Alternatively, Apple probably could have been crowdfunded on indiegogo in the very beginning. Their first computer customers were from the Homebrew Club for computer hobbyists. I think 50 people bought Woz's prototypes that started getting built in a bay area garage.

My point is that your ideal funding situation depends on what you plan to build. I know this from experience because I bootstrapped a HK company and we raised capital for a SG company.

What's certainly true is that the people I know who have seemed to succeed with kickstarter have done it very fast and raised 100K+ for their business. The next step was that they had to execute on making however many products that was for however many people ordered. They had to get them built in China and then shipped around the world, mostly Anglo countries.

I have not seen a kickstarter campaign outside this context yet. It doesn't mean that it does not exist, I just have not seen it yet.

That's just my two cents.

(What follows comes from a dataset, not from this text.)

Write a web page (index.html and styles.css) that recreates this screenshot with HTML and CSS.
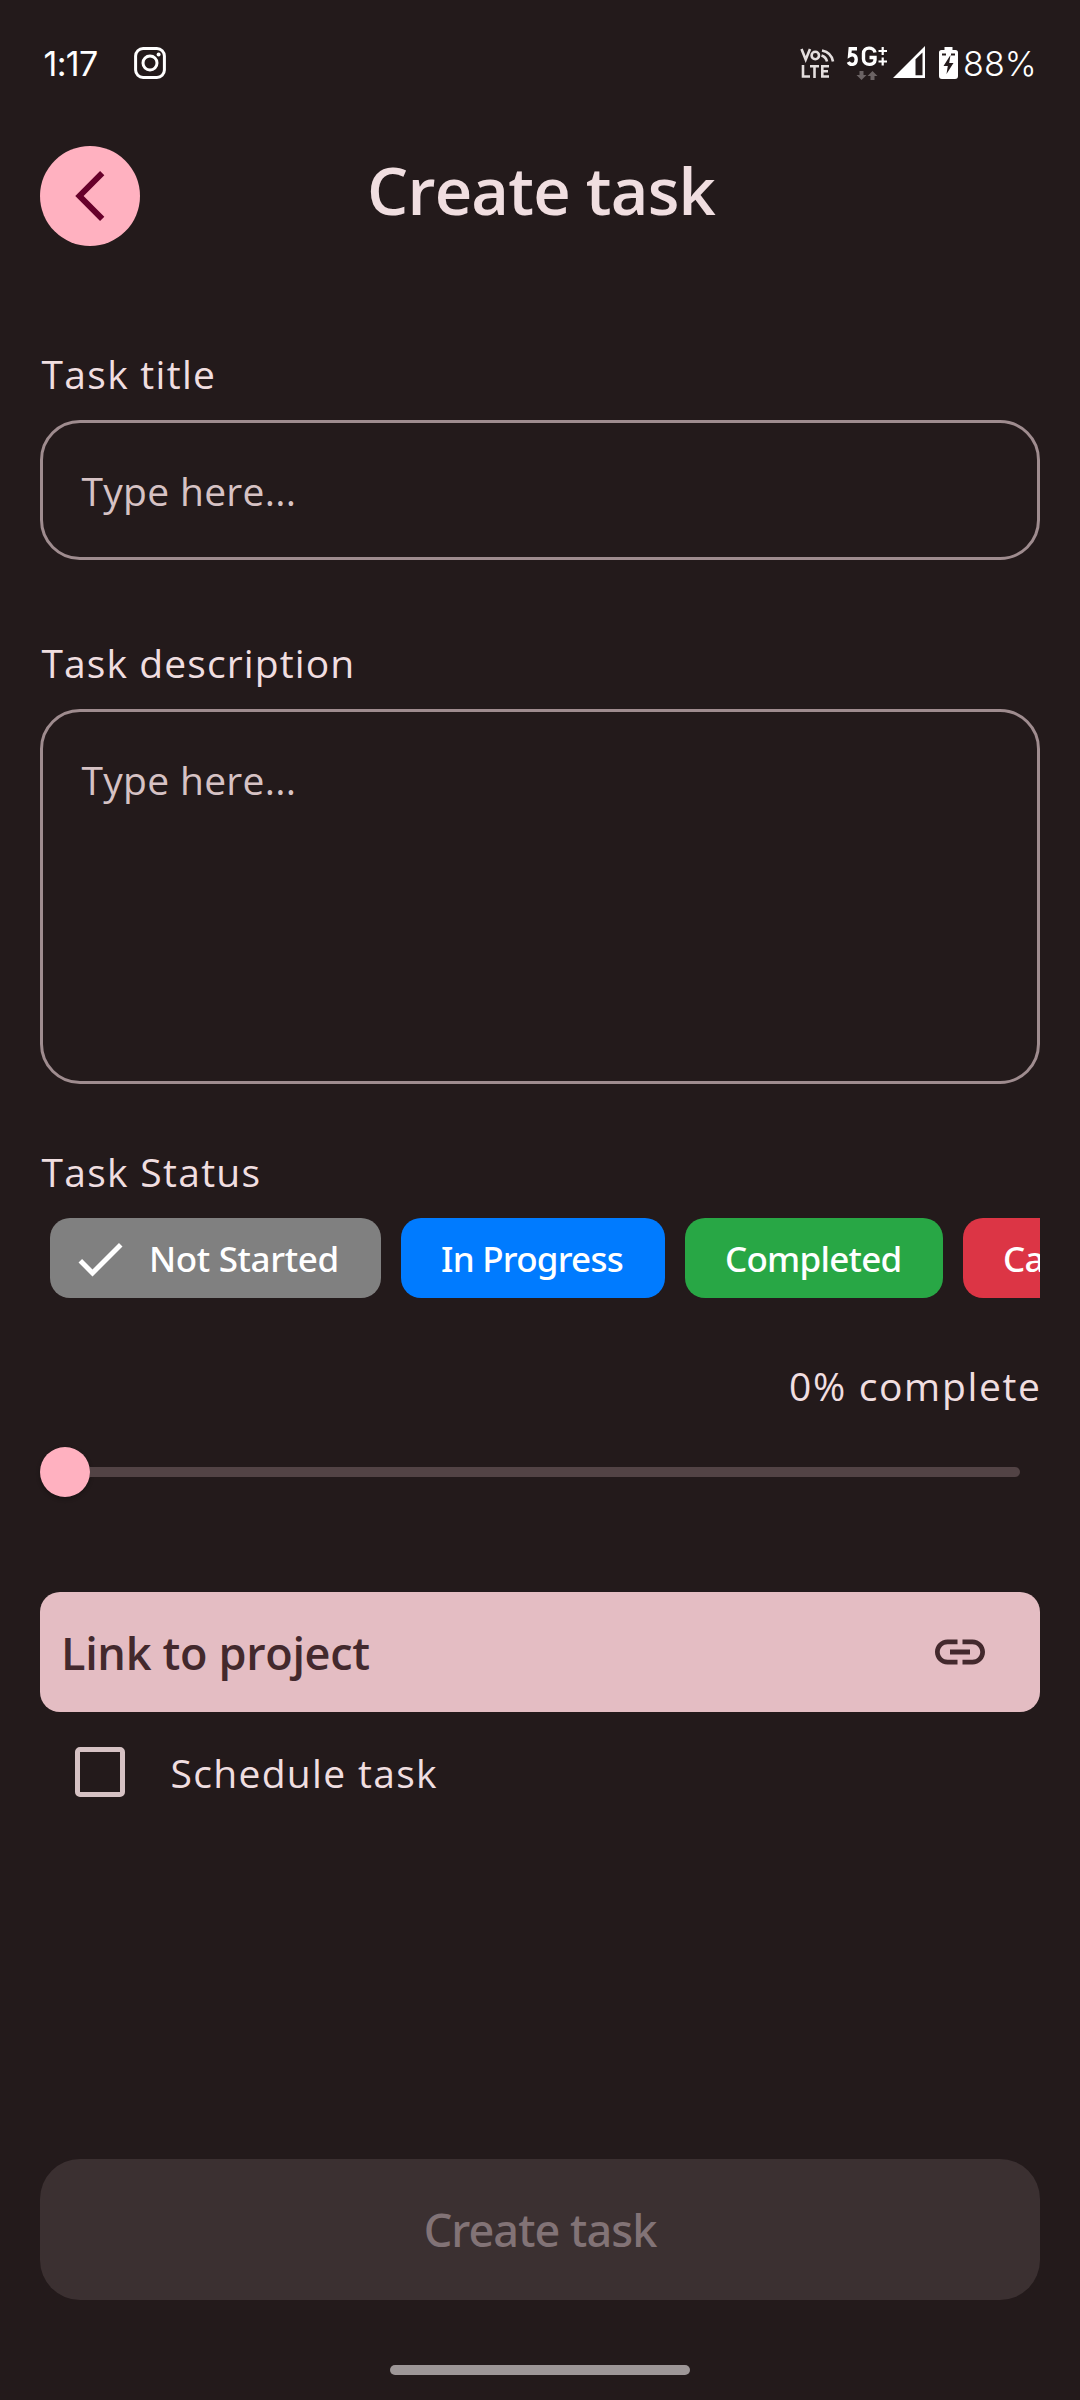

I could be 100% absolutely wrong because I have not used crowdfunding platforms myself yet - whereas I can speak with a stronger level of confidence regarding setting up HK and SG corps and raising capital (or going the bootstrapping route).

I think that you are missing the point of what I wrote about earlier.

I really don't want to get into an argument about the pros/cons of SG/HK for incorporation or the pros/cons of PR/citizenship in Singapore vs Paraguay.

YMG is right on. The amount of paperwork for HK corp is not worth it.